╭──
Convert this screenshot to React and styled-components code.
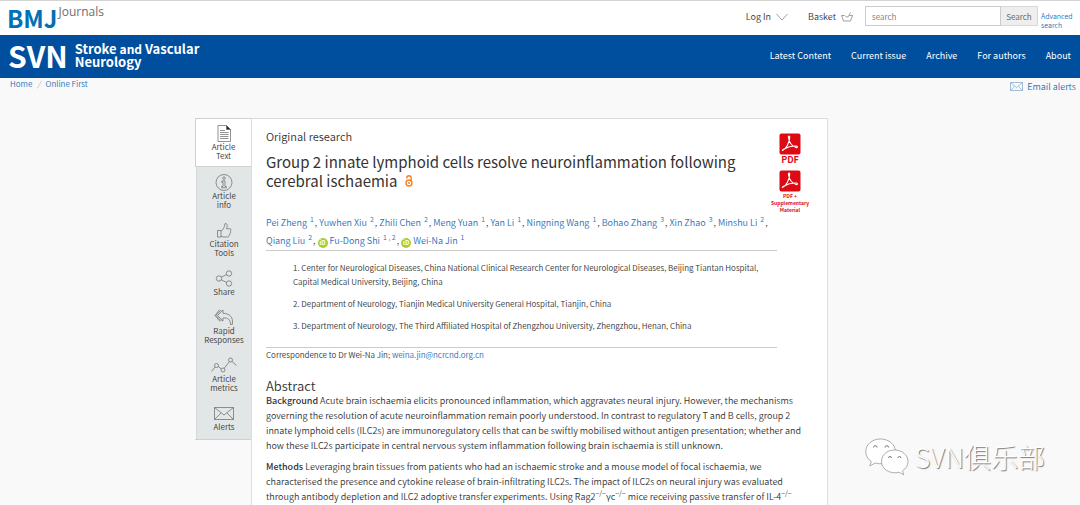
import React from 'react'
import styled, { createGlobalStyle } from 'styled-components';


const tabs = [
  { lines: ['Article', 'Text'], icon: 'text' },
  { lines: ['Article', 'info'], icon: 'info' },
  { lines: ['Citation', 'Tools'], icon: 'thumb' },
  { lines: ['Share'], icon: 'share' },
  { lines: ['Rapid', 'Responses'], icon: 'reply' },
  { lines: ['Article', 'metrics'], icon: 'metrics' },
  { lines: ['Alerts'], icon: 'mail' },
];

const authors = [
  { name: 'Pei Zheng', notes: '1' },
  { name: 'Yuwhen Xiu', notes: '2' },
  { name: 'Zhili Chen', notes: '2' },
  { name: 'Meng Yuan', notes: '1' },
  { name: 'Yan Li', notes: '1' },
  { name: 'Ningning Wang', notes: '1' },
  { name: 'Bohao Zhang', notes: '3' },
  { name: 'Xin Zhao', notes: '3' },
  { name: 'Minshu Li', notes: '2' },
  { name: 'Qiang Liu', notes: '2', breakBefore: true },
  { name: 'Fu-Dong Shi', notes: '1 , 2', orcid: true },
  { name: 'Wei-Na Jin', notes: '1', orcid: true },
];

const navLinks = ['Latest Content', 'Current issue', 'Archive', 'For authors', 'About'];

function TabIcon({ name }) {
  return (
    <LineIcon viewBox="0 0 26 17" width="26" height="17" aria-hidden="true">
      {name === 'text' && (
        <>
          <path d="M7 .5h8.500l4 4v12H7z" />
          <path d="M15.500.5v4h4z" fill="#222" />
          <path d="M9 5.500h5M9 7.500h8.500M9 9.500h8.500M9 11.500h8.500M9 13.500h8.500" />
        </>
      )}
      {name === 'info' && (
        <>
          <circle cx="13" cy="8.500" r="8" />
          <circle cx="13" cy="4.200" r="1.300" />
          <path d="M10.800 7h3.200v5.500h1.300v1.300h-4.600v-1.300H12V8.300h-1.200z" />
        </>
      )}
      {name === 'thumb' && (
        <>
          <path d="M6.500 8.500h3.500v6.500H6.500z" />
          <path d="M10 9c2-1 3.500-3.500 4-7.500 2.500-.3 2.600 2.500 1.500 5.200h3.300c1.600.2 1.600 2 .4 2.400.8.800.5 2-.4 2.300.4.900 0 1.800-.8 2 .1 1-.5 1.600-1.500 1.600H12L10 14" />
        </>
      )}
      {name === 'share' && (
        <>
          <circle cx="8" cy="8.500" r="2.700" />
          <circle cx="18" cy="3.500" r="2.700" />
          <circle cx="18" cy="13.500" r="2.700" />
          <path d="M10.300 7.200l5.400-2.700M10.300 9.800l5.400 2.700" />
        </>
      )}
      {name === 'reply' && (
        <>
          <path d="M12 1L6.500 6.500l5.500 5.500V9c5-.5 7.500 1.500 7.500 6.500h1.800C22.500 8.500 19 4.500 12 4.300z" />
          <path d="M8.500.8L4 6.500l5 6M10 1L5 6.500l5.500 5.800" />
        </>
      )}
      {name === 'metrics' && (
        <>
          <circle cx="5.500" cy="8.500" r="2" />
          <circle cx="12" cy="13" r="2" />
          <circle cx="19.500" cy="3" r="2" />
          <path d="M.5 14.500L4 10M7.200 9.500l3 2.300M13.200 11.300l5-6.500M21 4.500L25.500 8.500" />
        </>
      )}
      {name === 'mail' && (
        <>
          <path d="M3.500 2.500h19v12h-19z" />
          <path d="M3.500 2.500l9.500 7.500 9.500-7.500M3.500 14.500l6.500-6.500M22.500 14.500l-6.500-6.500" />
        </>
      )}
    </LineIcon>
  )
}

function PdfIcon() {
  return (
    <svg viewBox="0 0 22 22" width="22" height="22" aria-hidden="true">
      <rect x=".5" y=".5" width="21" height="21" rx="2" fill="#dd0a14" />
      <path
        d="M3.500 17.500c3.500-1.500 7-7.500 7.200-13.500.1-1.300-1.500-1-1.200.5.600 4.500 3.300 8.500 7.500 10 1.800.5 2-1.300.2-1.500-4.500-.2-8.700.9-12.500 3.200-1 .6-1.600 1.200-1.200 1.300z"
        fill="none" stroke="#fff" strokeWidth="1.200"
      />
    </svg>
  )
}

function App() {
  return (
    <Page>
      <GlobalStyle />
      <TopBar>
        <Brand href="#bmj"><b>BMJ</b><span>Journals</span></Brand>
        <Tools>
          <ToolButton type="button">
            Log In
            <LineIcon viewBox="0 0 12 8" width="12" height="8"><path d="M.5 1L6 7l5.500-6" /></LineIcon>
          </ToolButton>
          <ToolButton type="button">
            Basket
            <LineIcon viewBox="0 0 12 10" width="12" height="10">
              <path d="M3.500 3.500h-3l2 5.500h7l2-5.500H8.500M4 3.500l1.500 1.500h1.500l2.500-4.500" />
            </LineIcon>
          </ToolButton>
          <SearchForm role="search">
            <input type="text" placeholder="search" aria-label="search" />
            <button type="button">Search</button>
          </SearchForm>
          <Advanced href="#advanced">Advanced search</Advanced>
        </Tools>
      </TopBar>

      <Masthead>
        <JournalLogo href="#home">
          <b>SVN</b>
          <span>Stroke <small>and</small> Vascular<br />Neurology</span>
        </JournalLogo>
        <Nav>
          {navLinks.map((label) => <a key={label} href="#nav">{label}</a>)}
        </Nav>
      </Masthead>

      <SubBar>
        <Crumbs>
          <a href="#home">Home</a><i>/</i><a href="#online">Online First</a>
        </Crumbs>
        <EmailLink href="#alerts">
          <LineIcon viewBox="0 0 13 9" width="13" height="9">
            <path d="M.5.5h12v8H.5zM.5.5l6 5 6-5M.5 8.500l4-4M12.500 8.500l-4-4" />
          </LineIcon>
          Email alerts
        </EmailLink>
      </SubBar>

      <Content>
        <Sidebar>
          {tabs.map((tab, index) => (
            <Tab key={tab.icon} href={`#${tab.icon}`} $active={index === 0}>
              <TabIcon name={tab.icon} />
              {tab.lines.map((line) => <span key={line}>{line}</span>)}
            </Tab>
          ))}
        </Sidebar>

        <Article>
          <Header>
            <div>
              <Kind>Original research</Kind>
              <Title>
                Group 2 innate lymphoid cells resolve neuroinflammation following<br />
                cerebral ischaemia
                <svg viewBox="0 0 8 12" width="8" height="12" aria-label="Open access">
                  <g fill="none" stroke="#f5821f" strokeWidth="1.400">
                    <circle cx="4" cy="8" r="3" />
                    <path d="M1.800 3.500V3a2.200 2.200 0 0 1 4.400 0v4" />
                  </g>
                  <circle cx="4" cy="8" r="1" fill="#f5821f" />
                </svg>
              </Title>
            </div>
            <Downloads>
              <PdfLink href="#pdf"><PdfIcon /><b>PDF</b></PdfLink>
              <PdfLink href="#supplement" $small><PdfIcon /><b>PDF +<br />Supplementary<br />Material</b></PdfLink>
            </Downloads>
          </Header>

          <Authors>
            {authors.map((author, index) => (
              <React.Fragment key={author.name}>
                {author.breakBefore && <br />}
                {author.orcid && <Orcid>iD</Orcid>}
                <a href="#author">{author.name}</a> <sup>{author.notes}</sup>
                {index < authors.length - 1 && ', '}
              </React.Fragment>
            ))}
          </Authors>

          <Affiliations>
            <li>1. Center for Neurological Diseases, China National Clinical Research Center for Neurological Diseases, Beijing Tiantan Hospital,<br />Capital Medical University, Beijing, China</li>
            <li>2. Department of Neurology, Tianjin Medical University General Hospital, Tianjin, China</li>
            <li>3. Department of Neurology, The Third Affiliated Hospital of Zhengzhou University, Zhengzhou, Henan, China</li>
          </Affiliations>
          <Correspondence>
            Correspondence to Dr Wei-Na Jin; <a href="#mail">weina.jin@ncrcnd.org.cn</a>
          </Correspondence>

          <Heading>Abstract</Heading>
          <Paragraph>
            <b>Background</b> Acute brain ischaemia elicits pronounced inflammation, which aggravates neural injury. However, the mechanisms<br />
            governing the resolution of acute neuroinflammation remain poorly understood. In contrast to regulatory T and B cells, group 2<br />
            innate lymphoid cells (ILC2s) are immunoregulatory cells that can be swiftly mobilised without antigen presentation; whether and<br />
            how these ILC2s participate in central nervous system inflammation following brain ischaemia is still unknown.
          </Paragraph>
          <Paragraph>
            <b>Methods</b> Leveraging brain tissues from patients who had an ischaemic stroke and a mouse model of focal ischaemia, we<br />
            characterised the presence and cytokine release of brain-infiltrating ILC2s. The impact of ILC2s on neural injury was evaluated<br />
            through antibody depletion and ILC2 adoptive transfer experiments. Using Rag2<sup>−/−</sup>γc<sup>−/−</sup> mice receiving passive transfer of IL-4<sup>−/−</sup>
          </Paragraph>
        </Article>
      </Content>

      <Watermark>
        <svg viewBox="0 0 44 38" width="44" height="38" aria-hidden="true">
          <g fill="#fff" stroke="#999" strokeWidth=".8">
            <path d="M15.500 1C7 1 .8 6.500.8 13.500c0 4.300 2 7.500 5.500 10L4.800 28l5.500-3c8.500 2.500 20-1 20-11.500C30.300 6.500 24 1 15.500 1z" />
            <path d="M29.500 12c-7.500 0-13 5-13 11.500 0 8 9 13 17.500 10.700l4.800 2.600-1.300-4C41 30.500 43 27.500 43 23.500 43 17 37 12 29.500 12z" />
          </g>
          <g fill="none" stroke="#777">
            <path d="M8.500 9.500a1.800 1.800 0 0 1 3.600 0M20 9.500a1.800 1.800 0 0 1 3.600 0M23.500 20a1.500 1.500 0 0 1 3 0M33 20a1.500 1.500 0 0 1 3 0" />
          </g>
        </svg>
        SVN俱乐部
      </Watermark>
    </Page>
  )
}


const GlobalStyle = createGlobalStyle`
  * {
    box-sizing: border-box;
  }

  body {
    margin: 0;
    background: #f9f9f9;
    color: #333;
    font-family: "Noto Sans CJK SC", "Noto Sans", sans-serif;
    font-size: 10px;
    font-weight: 350;
  }

  a {
    color: #1f70b8;
    text-decoration: none;
  }

  button, input {
    font-family: inherit;
    font-weight: inherit;
  }
`

const Page = styled.div`
  position: relative;
  height: 100vh;
  overflow: hidden;
`

const LineIcon = styled.svg`
  fill: none;
  stroke: currentColor;
  stroke-width: 0.7;
`

const TopBar = styled.header`
  display: flex;
  justify-content: space-between;
  height: 35px;
  padding: 0 3px 0 7px;
  background: white;
  border-top: 1px solid #d4d4d4;
`

const Brand = styled.a`
  display: flex;
  gap: 1px;
  color: #0070b8;

  b {
    font-size: 24px;
    font-weight: 700;
    line-height: 34px;
  }

  span {
    color: #6d6e71;
    font: 400 12px/22px "Open Sans", sans-serif;
  }
`

const Tools = styled.div`
  display: flex;
  align-items: flex-start;
`

const ToolButton = styled.button`
  display: flex;
  align-items: center;
  gap: 5px;
  margin: 8px 12px 0 8px;
  padding: 0;
  border: 0;
  background: none;
  color: #333;
  font-size: 9px;
  line-height: 16px;

  svg {
    color: #777;
  }
`

const SearchForm = styled.form`
  display: flex;
  height: 20px;
  margin-top: 5px;

  input {
    width: 136px;
    padding: 0 6px;
    border: 1px solid #ccc;
    font-size: 8px;
  }

  input::placeholder {
    color: #777;
  }

  button {
    width: 37px;
    padding: 0;
    border: 1px solid #d8d8d8;
    border-left: 0;
    background: #eee;
    color: #555;
    font-size: 8px;
  }
`

const Advanced = styled.a`
  width: 36px;
  margin: 11px 0 0 3px;
  font-size: 7px;
  line-height: 9px;
`

const Masthead = styled.div`
  display: flex;
  align-items: center;
  justify-content: space-between;
  height: 43px;
  padding: 0 9px 0 8px;
  background: #004f9f;
`

const JournalLogo = styled.a`
  display: flex;
  align-items: center;
  gap: 7px;
  color: white;

  b {
    padding-bottom: 4px;
    font-size: 30px;
    font-weight: 700;
    line-height: 38px;
  }

  span {
    padding-bottom: 4px;
    font-size: 13px;
    font-weight: 700;
    line-height: 13px;
  }

  small {
    font-size: 12px;
  }
`

const Nav = styled.nav`
  display: flex;
  gap: 20px;

  a {
    padding-bottom: 2px;
    color: white;
    font-size: 9px;
    font-weight: 400;
    line-height: 14px;
  }
`

const SubBar = styled.div`
  display: flex;
  justify-content: space-between;
  height: 40px;
  padding: 0 4px 0 10px;
`

const Crumbs = styled.div`
  font-size: 8px;
  line-height: 12px;

  i {
    margin: 0 5px;
    color: #aaa;
  }
`

const EmailLink = styled.a`
  display: flex;
  align-items: center;
  gap: 4px;
  height: 17px;
  font-size: 9px;

  svg {
    color: #7fa5c9;
  }
`

const Content = styled.main`
  display: grid;
  grid-template-columns: 56px minmax(0, 577px);
  align-items: start;
  padding-left: 195px;
`

const Sidebar = styled.nav`
  display: flex;
  flex-direction: column;
  padding-bottom: 2px;
  background: linear-gradient(to right, #f9f9f9 1px, #d5d8d8 1px, #e3e6e6 3px);
  border-bottom: 1px solid #d0d0d0;
`

const Tab = styled.a`
  display: flex;
  flex-direction: column;
  align-items: center;
  padding: ${(props) => (props.$active ? '6px 0' : '7px 0 6px 2px')};
  background: ${(props) => (props.$active ? 'white' : 'transparent')};
  border: ${(props) => (props.$active ? '1px solid #d0d0d0' : '0')};
  border-right: 0;
  color: #333;
  font-size: 8px;
  line-height: 9px;

  svg {
    color: #666;
  }
`

const Article = styled.article`
  min-height: 400px;
  padding: 8px 14px 0;
  background: white;
  border: 1px solid #ddd;
  white-space: nowrap;
`

const Header = styled.div`
  display: flex;
  justify-content: space-between;
`

const Kind = styled.p`
  margin: 0;
  font-size: 11px;
  line-height: 18px;
`

const Title = styled.h1`
  margin: 7px 0 0;
  font-size: 15px;
  font-weight: 400;
  line-height: 19px;

  svg {
    margin-left: 8px;
  }
`

const Downloads = styled.div`
  width: 46px;
  padding-top: 6px;
`

const PdfLink = styled.a`
  display: flex;
  flex-direction: column;
  align-items: center;
  height: 37px;
  color: #dd0a14;
  text-align: center;

  svg {
    flex-shrink: 0;
  }

  b {
    font-size: ${(props) => (props.$small ? '5px' : '9px')};
    font-weight: 700;
    line-height: ${(props) => (props.$small ? '7px' : '9px')};
  }
`

const Authors = styled.p`
  width: 511px;
  margin: 7px 0 0;
  border-bottom: 1px solid #ccc;
  font-size: 9px;
  line-height: 18px;

  sup {
    margin: 0 1px;
    color: #1f70b8;
    font-size: 7px;
    line-height: 0;
  }
`

const Orcid = styled.span`
  display: inline-block;
  width: 10px;
  height: 10px;
  margin-right: 2px;
  border-radius: 50%;
  background: #a6ce39;
  color: white;
  font-size: 6px;
  font-weight: 700;
  line-height: 10px;
  text-align: center;
  vertical-align: -1px;
`

const Affiliations = styled.ul`
  width: 511px;
  margin: 0;
  padding: 10px 0 6px 27px;
  border-bottom: 1px solid #ccc;
  list-style: none;

  li {
    margin-bottom: 8px;
    font-size: 8px;
    line-height: 14px;
  }
`

const Correspondence = styled.p`
  margin: 0;
  font-size: 8px;
  line-height: 14px;
`

const Heading = styled.h2`
  margin: 16px 0 0;
  font-size: 13px;
  font-weight: 350;
  line-height: 15px;
`

const Paragraph = styled.p`
  margin: 0 0 6px;
  font-size: 9px;
  line-height: 15px;

  b {
    font-weight: 500;
  }

  sup {
    font-size: 7px;
    line-height: 0;
  }
`

const Watermark = styled.div`
  position: absolute;
  right: 35px;
  bottom: 28px;
  display: flex;
  align-items: center;
  gap: 5px;
  color: white;
  font-size: 27px;
  font-weight: 300;
  line-height: 40px;
  text-shadow: 1px 1px 1px #777;
`



export default App;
╰──
**Required work:**
Only the lines from the top of the data through the line with "const navLinks = ['Latest" should be quoted, exactly and with both ends kept; skip the pictures.

**Task output:**
Convert this screenshot to React and styled-components code.
import React from 'react'
import styled, { createGlobalStyle } from 'styled-components';


const tabs = [
  { lines: ['Article', 'Text'], icon: 'text' },
  { lines: ['Article', 'info'], icon: 'info' },
  { lines: ['Citation', 'Tools'], icon: 'thumb' },
  { lines: ['Share'], icon: 'share' },
  { lines: ['Rapid', 'Responses'], icon: 'reply' },
  { lines: ['Article', 'metrics'], icon: 'metrics' },
  { lines: ['Alerts'], icon: 'mail' },
];

const authors = [
  { name: 'Pei Zheng', notes: '1' },
  { name: 'Yuwhen Xiu', notes: '2' },
  { name: 'Zhili Chen', notes: '2' },
  { name: 'Meng Yuan', notes: '1' },
  { name: 'Yan Li', notes: '1' },
  { name: 'Ningning Wang', notes: '1' },
  { name: 'Bohao Zhang', notes: '3' },
  { name: 'Xin Zhao', notes: '3' },
  { name: 'Minshu Li', notes: '2' },
  { name: 'Qiang Liu', notes: '2', breakBefore: true },
  { name: 'Fu-Dong Shi', notes: '1 , 2', orcid: true },
  { name: 'Wei-Na Jin', notes: '1', orcid: true },
];

const navLinks = ['Latest Content', 'Current issue', 'Archive', 'For authors', 'About'];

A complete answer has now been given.